A maneira como é usada a alternância entre o colorido e o preto e branco traduz esse sentimento de confusão por experimentar a situação de não pertencer a absolutamente nada. O excelente uso da edição de som poderia render um estudo maior sobre as mil e uma possibilidades desse valioso recurso muitas vezes negligenciado. Ele é o responsável por nada menos que a melhor seqüência do filme, que por si só já o colocaria na classificação de um dos melhores filmes de estréia dos últimos anos: após uma situação de tensão com a esposa em que Santiago perde a cabeça, ele surge no plano seguinte na discoteca articulando na pista de dança gestos que se assemelham com os anteriores.

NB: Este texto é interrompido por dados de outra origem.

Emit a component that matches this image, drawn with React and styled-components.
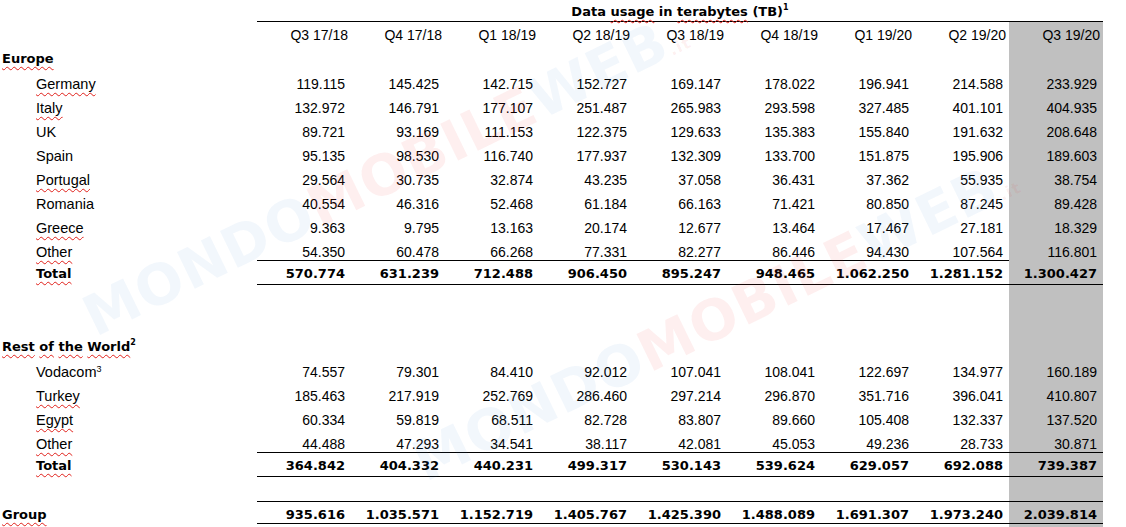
import React from "react";
import styled, { createGlobalStyle } from "styled-components";

const GlobalStyle = createGlobalStyle`
  html, body { margin: 0; padding: 0; background: #ffffff; }
  body { font-family: "Liberation Sans", Arial, sans-serif; color: #000; }
`;

const SHADE = "#c0c0c0";
const QUARTERS = ["Q3 17/18", "Q4 17/18", "Q1 18/19", "Q2 18/19", "Q3 18/19", "Q4 18/19", "Q1 19/20", "Q2 19/20", "Q3 19/20"];

const EUROPE = [
  { name: "Germany", sq: true, v: ["119.115", "145.425", "142.715", "152.727", "169.147", "178.022", "196.941", "214.588", "233.929"] },
  { name: "Italy", sq: true, v: ["132.972", "146.791", "177.107", "251.487", "265.983", "293.598", "327.485", "401.101", "404.935"] },
  { name: "UK", v: ["89.721", "93.169", "111.153", "122.375", "129.633", "135.383", "155.840", "191.632", "208.648"] },
  { name: "Spain", v: ["95.135", "98.530", "116.740", "177.937", "132.309", "133.700", "151.875", "195.906", "189.603"] },
  { name: "Portugal", sq: true, v: ["29.564", "30.735", "32.874", "43.235", "37.058", "36.431", "37.362", "55.935", "38.754"] },
  { name: "Romania", v: ["40.554", "46.316", "52.468", "61.184", "66.163", "71.421", "80.850", "87.245", "89.428"] },
  { name: "Greece", sq: true, v: ["9.363", "9.795", "13.163", "20.174", "12.677", "13.464", "17.467", "27.181", "18.329"] },
];
const EUROPE_OTHER = ["54.350", "60.478", "66.268", "77.331", "82.277", "86.446", "94.430", "107.564", "116.801"];
const EUROPE_TOTAL = ["570.774", "631.239", "712.488", "906.450", "895.247", "948.465", "1.062.250", "1.281.152", "1.300.427"];

const ROW_DATA = [
  { name: "Vodacom", sup: "3", v: ["74.557", "79.301", "84.410", "92.012", "107.041", "108.041", "122.697", "134.977", "160.189"] },
  { name: "Turkey", sq: true, v: ["185.463", "217.919", "252.769", "286.460", "297.214", "296.870", "351.716", "396.041", "410.807"] },
  { name: "Egypt", sq: true, v: ["60.334", "59.819", "68.511", "82.728", "83.807", "89.660", "105.408", "132.337", "137.520"] },
];
const ROW_OTHER = ["44.488", "47.293", "34.541", "38.117", "42.081", "45.053", "49.236", "28.733", "30.871"];
const ROW_TOTAL = ["364.842", "404.332", "440.231", "499.317", "530.143", "539.624", "629.057", "692.088", "739.387"];
const GROUP = ["935.616", "1.035.571", "1.152.719", "1.405.767", "1.425.390", "1.488.089", "1.691.307", "1.973.240", "2.039.814"];

const Page = styled.div`
  position: relative;
  width: 1126px;
  height: 527px;
  overflow: hidden;
  background: #fff;
`;

const Table = styled.div`
  display: flex;
  flex-direction: column;
`;

const Row = styled.div`
  display: grid;
  grid-template-columns: 257px repeat(9, 94px);
  height: ${(p) => p.$h}px;
`;

const Label = styled.div`
  padding-top: ${(p) => p.$pt}px;
  padding-left: ${(p) => (p.$indent ? 36 : 2)}px;
  font-family: ${(p) => (p.$bold ? '"DejaVu Sans", Tahoma, sans-serif' : '"Liberation Sans", Arial, sans-serif')};
  font-weight: ${(p) => (p.$bold ? 700 : 400)};
  font-size: ${(p) => (p.$bold ? 13 : 14.5)}px;
  line-height: 16px;
  white-space: nowrap;
`;

const Cell = styled.div`
  box-sizing: border-box;
  padding-top: ${(p) => p.$pt}px;
  padding-right: ${(p) => (p.$head ? 3 : 6)}px;
  text-align: right;
  font-family: ${(p) => (p.$bold ? '"DejaVu Sans", Tahoma, sans-serif' : '"Liberation Sans", Arial, sans-serif')};
  font-weight: ${(p) => (p.$bold ? 700 : 400)};
  font-size: ${(p) => (p.$bold ? 13 : 14)}px;
  line-height: 16px;
  white-space: nowrap;
  background: ${(p) => (p.$shade ? SHADE : "transparent")};
  border-bottom: ${(p) => (p.$rule ? "1px solid #000" : "none")};
`;

const Title = styled.div`
  grid-column: 2 / -1;
  box-sizing: border-box;
  padding-top: 4px;
  text-align: center;
  font-family: "DejaVu Sans", Tahoma, sans-serif;
  font-weight: 700;
  font-size: 13px;
  line-height: 16px;
  white-space: nowrap;
  border-bottom: 1px solid #000;
`;

const Sq = styled.span`
  text-decoration-line: underline;
  text-decoration-style: wavy;
  text-decoration-color: #e0201a;
  text-decoration-thickness: 1px;
  text-underline-offset: 3px;
`;

const Sup = styled.sup`
  font-size: ${(p) => (p.$bold ? 8 : 9)}px;
  line-height: 0;
  vertical-align: ${(p) => (p.$bold ? 6 : 5)}px;
`;

const Words = ({ text, sq }) => {
  if (!sq) return text;
  const parts = text.split(" ");
  return parts.map((w, i) => (
    <React.Fragment key={i}>
      <Sq>{w}</Sq>
      {i < parts.length - 1 ? " " : null}
    </React.Fragment>
  ));
};

const DataRow = ({ h, pt, label, indent, bold, sq, sup, values, rule }) => (
  <Row $h={h}>
    <Label $pt={pt} $indent={indent} $bold={bold}>
      {label ? <Words text={label} sq={sq} /> : null}
      {sup ? <Sup $bold={bold}>{sup}</Sup> : null}
    </Label>
    {Array.from({ length: 9 }).map((_, i) => (
      <Cell key={i} $pt={pt} $bold={bold} $rule={rule} $shade={i === 8}>
        {values ? values[i] : null}
      </Cell>
    ))}
  </Row>
);

const Watermark = styled.div`
  position: absolute;
  inset: 0;
  pointer-events: none;
  overflow: hidden;
`;

const Mark = styled.div`
  position: absolute;
  left: ${(p) => p.$x}px;
  top: ${(p) => p.$y}px;
  transform-origin: 0 0;
  transform: rotate(-26deg);
  font-family: "DejaVu Sans", sans-serif;
  font-weight: 700;
  font-size: 56px;
  line-height: 1;
  white-space: nowrap;
  letter-spacing: 1px;
`;

const Blue = styled.span`
  color: rgba(60, 130, 210, 0.065);
`;
const Red = styled.span`
  color: rgba(235, 40, 40, 0.075);
  font-size: ${(p) => (p.$small ? 16 : 56)}px;
`;

const MarkText = ({ x, y }) => (
  <Mark $x={x} $y={y}>
    <Blue>MONDO</Blue>
    <Red>MOBILE</Red>
    <Blue>WEB</Blue>
    <Red $small>.it</Red>
  </Mark>
);

export default function App() {
  return (
    <Page>
      <GlobalStyle />
      <Table>
        <Row $h={22}>
          <Title>
            Data <Sq>usage</Sq> in <Sq>terabytes</Sq> (TB)<Sup $bold>1</Sup>
          </Title>
        </Row>
        <Row $h={25}>
          <Label $pt={5} />
          {QUARTERS.map((q, i) => (
            <Cell key={q} $head $pt={5} $shade={i === 8}>
              {q}
            </Cell>
          ))}
        </Row>
        <DataRow h={25} pt={4} label="Europe" bold sq />
        {EUROPE.map((r) => (
          <DataRow key={r.name} h={24} pt={4} label={r.name} indent sq={r.sq} values={r.v} />
        ))}
        <DataRow h={20} pt={4} label="Other" indent sq values={EUROPE_OTHER} rule />
        <DataRow h={25} pt={6} label="Total" indent bold sq values={EUROPE_TOTAL} rule />
        <DataRow h={50} pt={0} />
        <DataRow h={25} pt={4} label="Rest of the World" bold sq sup="2" />
        {ROW_DATA.map((r) => (
          <DataRow key={r.name} h={24} pt={4} label={r.name} indent sq={r.sq} sup={r.sup} values={r.v} />
        ))}
        <DataRow h={21} pt={4} label="Other" indent sq values={ROW_OTHER} rule />
        <DataRow h={24} pt={5} label="Total" indent bold sq values={ROW_TOTAL} rule />
        <DataRow h={25} pt={0} rule />
        <DataRow h={22} pt={5} label="Group" bold sq values={GROUP} rule />
        <DataRow h={10} pt={0} />
      </Table>
      <Watermark>
        <MarkText x={75} y={295} />
        <MarkText x={405} y={440} />
      </Watermark>
    </Page>
  );
}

Só que agora ele está vivenciando uma cena de aparente alegria, quando na anterior era de fúria. Coloca-se então uma melodia que sublinha essa ação e comenta a interação entre esses dois planos fazendo suscitar a imensa tristeza e melancolia que respira por trás daquela falsa euforia. O espaço da discoteca adquire uma maior força na sua afirmação como um espaço de fuga e alienação do que acontece no exterior. A melodia não diegética que ouvimos na discoteca, visceralmente oposta à diegética (que não escutamos), serve para deslocar-nos daquele recinto e colocar-nos em outro: o tormento do personagem.

Imagem tão potente, inquietante e emblemática quanto à da ultima seqüência seria difícil encontrar para ser o derradeiro canto de Días de Santiago: Santiago, como seu último recurso tenta se matar com um tiro na cabeça, mas ele mais uma vez não consegue finalizar uma ação iniciada. Ele então experimenta um desespero duplo: o de querer se matar e o de não conseguir se matar. Essa impotência travestida de potência, ao mesmo tempo em que resume o personagem, desenha uma visão de mundo - ou mais precisamente, a visão de como é viver no Peru (como poderia ser qualquer país da América Latina ou do terceiro mundo) daqueles dias. Dias que, de forma alguma, são muito diferentes dos de hoje.